• WHAT NEEDS TO BE DONE
Work out how many lines have "screenshot" in them. Give only that number.

Pages as source code
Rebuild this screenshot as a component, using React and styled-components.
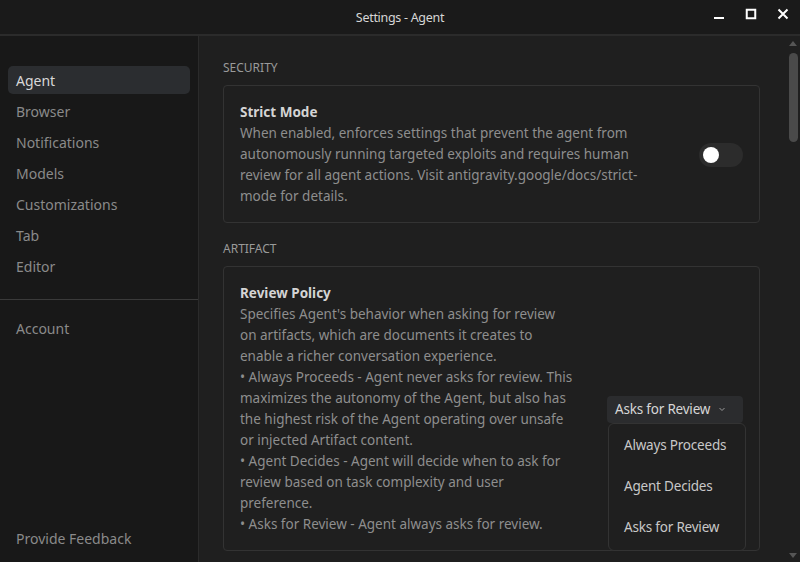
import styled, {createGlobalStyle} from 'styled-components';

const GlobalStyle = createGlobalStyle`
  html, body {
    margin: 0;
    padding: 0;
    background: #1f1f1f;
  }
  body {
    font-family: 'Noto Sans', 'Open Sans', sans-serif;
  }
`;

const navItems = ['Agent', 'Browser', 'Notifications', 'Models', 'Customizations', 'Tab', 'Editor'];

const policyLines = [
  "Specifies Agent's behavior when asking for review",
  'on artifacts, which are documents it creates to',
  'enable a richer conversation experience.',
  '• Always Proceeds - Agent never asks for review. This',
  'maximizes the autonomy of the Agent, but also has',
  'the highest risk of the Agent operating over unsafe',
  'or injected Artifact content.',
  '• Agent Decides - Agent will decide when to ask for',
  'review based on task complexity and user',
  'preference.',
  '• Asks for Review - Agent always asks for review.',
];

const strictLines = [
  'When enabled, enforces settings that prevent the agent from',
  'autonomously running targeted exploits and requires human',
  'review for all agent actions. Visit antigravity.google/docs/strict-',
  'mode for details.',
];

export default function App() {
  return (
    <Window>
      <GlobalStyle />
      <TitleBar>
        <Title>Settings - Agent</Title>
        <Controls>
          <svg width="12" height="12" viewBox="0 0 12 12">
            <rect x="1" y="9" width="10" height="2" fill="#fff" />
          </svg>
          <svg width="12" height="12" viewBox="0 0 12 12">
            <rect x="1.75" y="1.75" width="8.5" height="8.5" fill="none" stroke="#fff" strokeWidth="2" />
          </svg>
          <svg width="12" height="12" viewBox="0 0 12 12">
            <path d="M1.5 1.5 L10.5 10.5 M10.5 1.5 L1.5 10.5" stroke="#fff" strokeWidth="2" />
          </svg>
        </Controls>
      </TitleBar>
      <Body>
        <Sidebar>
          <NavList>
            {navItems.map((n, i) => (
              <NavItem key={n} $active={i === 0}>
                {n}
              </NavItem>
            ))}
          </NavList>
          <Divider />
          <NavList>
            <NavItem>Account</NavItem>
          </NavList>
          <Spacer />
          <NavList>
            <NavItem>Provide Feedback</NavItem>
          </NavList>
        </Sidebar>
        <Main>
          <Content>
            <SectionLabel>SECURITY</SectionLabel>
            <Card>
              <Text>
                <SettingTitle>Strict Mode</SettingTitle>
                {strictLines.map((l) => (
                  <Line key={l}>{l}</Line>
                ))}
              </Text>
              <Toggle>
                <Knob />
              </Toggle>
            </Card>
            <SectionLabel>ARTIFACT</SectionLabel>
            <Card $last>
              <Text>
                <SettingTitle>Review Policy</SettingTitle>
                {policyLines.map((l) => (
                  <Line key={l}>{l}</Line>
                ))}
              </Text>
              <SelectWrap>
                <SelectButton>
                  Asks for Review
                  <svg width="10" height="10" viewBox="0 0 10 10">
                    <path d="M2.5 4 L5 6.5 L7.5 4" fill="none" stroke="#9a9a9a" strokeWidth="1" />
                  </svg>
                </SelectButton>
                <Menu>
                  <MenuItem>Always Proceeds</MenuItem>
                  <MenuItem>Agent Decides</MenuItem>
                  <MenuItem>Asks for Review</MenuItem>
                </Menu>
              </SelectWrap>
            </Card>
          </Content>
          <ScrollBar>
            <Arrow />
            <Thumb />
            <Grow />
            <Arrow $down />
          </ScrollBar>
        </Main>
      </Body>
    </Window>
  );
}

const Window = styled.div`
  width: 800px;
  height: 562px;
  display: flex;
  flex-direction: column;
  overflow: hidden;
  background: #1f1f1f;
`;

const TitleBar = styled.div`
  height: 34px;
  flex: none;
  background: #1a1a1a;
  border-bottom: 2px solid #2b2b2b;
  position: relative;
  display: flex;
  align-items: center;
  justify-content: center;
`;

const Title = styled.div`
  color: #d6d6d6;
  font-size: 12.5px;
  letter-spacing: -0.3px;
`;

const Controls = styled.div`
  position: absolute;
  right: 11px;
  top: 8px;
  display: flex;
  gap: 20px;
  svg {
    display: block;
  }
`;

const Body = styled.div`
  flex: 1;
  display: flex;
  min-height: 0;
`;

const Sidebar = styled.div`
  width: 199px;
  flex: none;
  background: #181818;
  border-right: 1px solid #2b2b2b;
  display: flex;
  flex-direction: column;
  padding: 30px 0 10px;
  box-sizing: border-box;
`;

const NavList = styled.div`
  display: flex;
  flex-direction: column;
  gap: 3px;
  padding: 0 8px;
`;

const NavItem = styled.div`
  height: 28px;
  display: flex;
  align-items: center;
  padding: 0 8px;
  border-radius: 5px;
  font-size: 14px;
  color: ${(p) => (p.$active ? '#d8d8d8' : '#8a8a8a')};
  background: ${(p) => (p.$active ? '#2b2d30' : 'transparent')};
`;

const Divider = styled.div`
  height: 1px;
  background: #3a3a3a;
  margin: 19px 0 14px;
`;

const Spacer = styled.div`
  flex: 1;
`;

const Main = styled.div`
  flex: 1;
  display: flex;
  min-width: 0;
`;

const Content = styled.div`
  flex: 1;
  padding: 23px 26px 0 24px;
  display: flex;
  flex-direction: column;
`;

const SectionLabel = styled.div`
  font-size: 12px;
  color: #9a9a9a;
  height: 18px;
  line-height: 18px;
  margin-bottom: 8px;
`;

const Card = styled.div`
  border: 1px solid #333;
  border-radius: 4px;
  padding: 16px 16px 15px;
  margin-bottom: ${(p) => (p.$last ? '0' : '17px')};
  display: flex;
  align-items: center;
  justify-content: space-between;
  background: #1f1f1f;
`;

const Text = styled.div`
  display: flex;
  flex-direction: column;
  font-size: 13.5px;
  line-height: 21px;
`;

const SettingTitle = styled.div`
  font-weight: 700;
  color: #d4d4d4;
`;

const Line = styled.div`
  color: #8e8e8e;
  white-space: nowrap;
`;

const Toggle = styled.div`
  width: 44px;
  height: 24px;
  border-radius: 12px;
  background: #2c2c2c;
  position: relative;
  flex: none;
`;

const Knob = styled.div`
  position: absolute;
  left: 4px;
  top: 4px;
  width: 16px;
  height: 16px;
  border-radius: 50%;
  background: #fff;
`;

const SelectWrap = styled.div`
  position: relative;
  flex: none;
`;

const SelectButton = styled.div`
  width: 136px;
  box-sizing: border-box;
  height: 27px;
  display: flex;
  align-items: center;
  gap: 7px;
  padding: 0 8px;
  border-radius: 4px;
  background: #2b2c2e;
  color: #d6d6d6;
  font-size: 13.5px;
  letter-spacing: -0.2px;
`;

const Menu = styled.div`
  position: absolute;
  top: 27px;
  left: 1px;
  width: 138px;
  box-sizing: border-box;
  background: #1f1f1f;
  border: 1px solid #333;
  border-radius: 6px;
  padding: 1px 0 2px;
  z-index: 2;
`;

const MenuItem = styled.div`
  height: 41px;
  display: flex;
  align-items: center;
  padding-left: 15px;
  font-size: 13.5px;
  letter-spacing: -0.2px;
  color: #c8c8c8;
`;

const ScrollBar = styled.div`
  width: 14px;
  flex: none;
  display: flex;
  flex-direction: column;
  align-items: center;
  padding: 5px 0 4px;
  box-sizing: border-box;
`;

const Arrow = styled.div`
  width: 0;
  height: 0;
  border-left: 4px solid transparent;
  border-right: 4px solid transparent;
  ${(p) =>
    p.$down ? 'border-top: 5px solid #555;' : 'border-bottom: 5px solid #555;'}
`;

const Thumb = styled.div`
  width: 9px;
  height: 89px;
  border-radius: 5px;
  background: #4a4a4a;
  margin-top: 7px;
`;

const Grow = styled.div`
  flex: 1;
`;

---

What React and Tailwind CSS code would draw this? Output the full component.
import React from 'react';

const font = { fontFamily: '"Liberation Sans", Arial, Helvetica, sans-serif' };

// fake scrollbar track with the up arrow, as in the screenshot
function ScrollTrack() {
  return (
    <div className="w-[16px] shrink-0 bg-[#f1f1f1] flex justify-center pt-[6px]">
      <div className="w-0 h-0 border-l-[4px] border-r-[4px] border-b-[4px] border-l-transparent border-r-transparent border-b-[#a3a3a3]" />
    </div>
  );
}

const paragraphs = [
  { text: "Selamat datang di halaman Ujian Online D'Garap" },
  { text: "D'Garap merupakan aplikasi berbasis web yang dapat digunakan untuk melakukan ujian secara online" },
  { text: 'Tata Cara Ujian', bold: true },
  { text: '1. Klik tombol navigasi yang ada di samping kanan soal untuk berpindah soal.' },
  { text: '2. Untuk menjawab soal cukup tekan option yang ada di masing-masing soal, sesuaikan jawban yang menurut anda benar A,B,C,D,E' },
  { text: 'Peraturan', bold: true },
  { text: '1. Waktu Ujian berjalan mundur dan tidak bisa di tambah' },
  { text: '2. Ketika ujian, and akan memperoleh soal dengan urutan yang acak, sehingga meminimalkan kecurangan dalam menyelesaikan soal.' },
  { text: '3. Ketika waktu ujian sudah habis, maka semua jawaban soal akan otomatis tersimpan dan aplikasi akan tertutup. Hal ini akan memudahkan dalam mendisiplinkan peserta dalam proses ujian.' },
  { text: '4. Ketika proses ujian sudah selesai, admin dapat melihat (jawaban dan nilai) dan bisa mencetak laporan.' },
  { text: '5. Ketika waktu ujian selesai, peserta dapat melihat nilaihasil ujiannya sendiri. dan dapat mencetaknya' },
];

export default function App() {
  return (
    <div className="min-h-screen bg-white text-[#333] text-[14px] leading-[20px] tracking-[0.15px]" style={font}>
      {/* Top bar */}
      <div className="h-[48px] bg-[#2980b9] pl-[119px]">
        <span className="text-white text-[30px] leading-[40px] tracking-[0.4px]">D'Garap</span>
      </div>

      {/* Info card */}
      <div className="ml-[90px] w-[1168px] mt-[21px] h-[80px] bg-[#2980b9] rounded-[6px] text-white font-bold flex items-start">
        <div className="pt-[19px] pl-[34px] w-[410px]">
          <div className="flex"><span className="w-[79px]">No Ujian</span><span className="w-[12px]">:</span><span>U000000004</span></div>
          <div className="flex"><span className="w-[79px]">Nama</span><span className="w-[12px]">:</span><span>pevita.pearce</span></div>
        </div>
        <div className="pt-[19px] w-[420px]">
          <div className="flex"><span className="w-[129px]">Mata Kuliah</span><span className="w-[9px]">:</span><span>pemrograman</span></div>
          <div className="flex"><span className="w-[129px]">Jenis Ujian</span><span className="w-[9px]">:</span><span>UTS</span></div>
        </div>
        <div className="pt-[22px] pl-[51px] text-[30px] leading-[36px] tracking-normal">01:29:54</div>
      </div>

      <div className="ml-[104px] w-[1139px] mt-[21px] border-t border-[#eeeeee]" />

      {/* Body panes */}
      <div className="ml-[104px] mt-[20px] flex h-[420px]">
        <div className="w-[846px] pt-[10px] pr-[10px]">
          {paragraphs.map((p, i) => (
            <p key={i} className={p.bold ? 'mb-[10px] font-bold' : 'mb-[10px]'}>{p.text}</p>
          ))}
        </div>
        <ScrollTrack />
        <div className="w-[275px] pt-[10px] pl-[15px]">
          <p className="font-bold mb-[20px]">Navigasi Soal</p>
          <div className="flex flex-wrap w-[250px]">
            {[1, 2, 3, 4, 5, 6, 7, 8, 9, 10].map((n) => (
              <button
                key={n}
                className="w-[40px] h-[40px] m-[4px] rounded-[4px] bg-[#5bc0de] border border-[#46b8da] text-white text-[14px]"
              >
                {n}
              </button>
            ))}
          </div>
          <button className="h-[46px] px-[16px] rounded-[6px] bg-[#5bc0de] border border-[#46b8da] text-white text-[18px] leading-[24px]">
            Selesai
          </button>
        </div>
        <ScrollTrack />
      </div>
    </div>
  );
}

• SOLUTION
2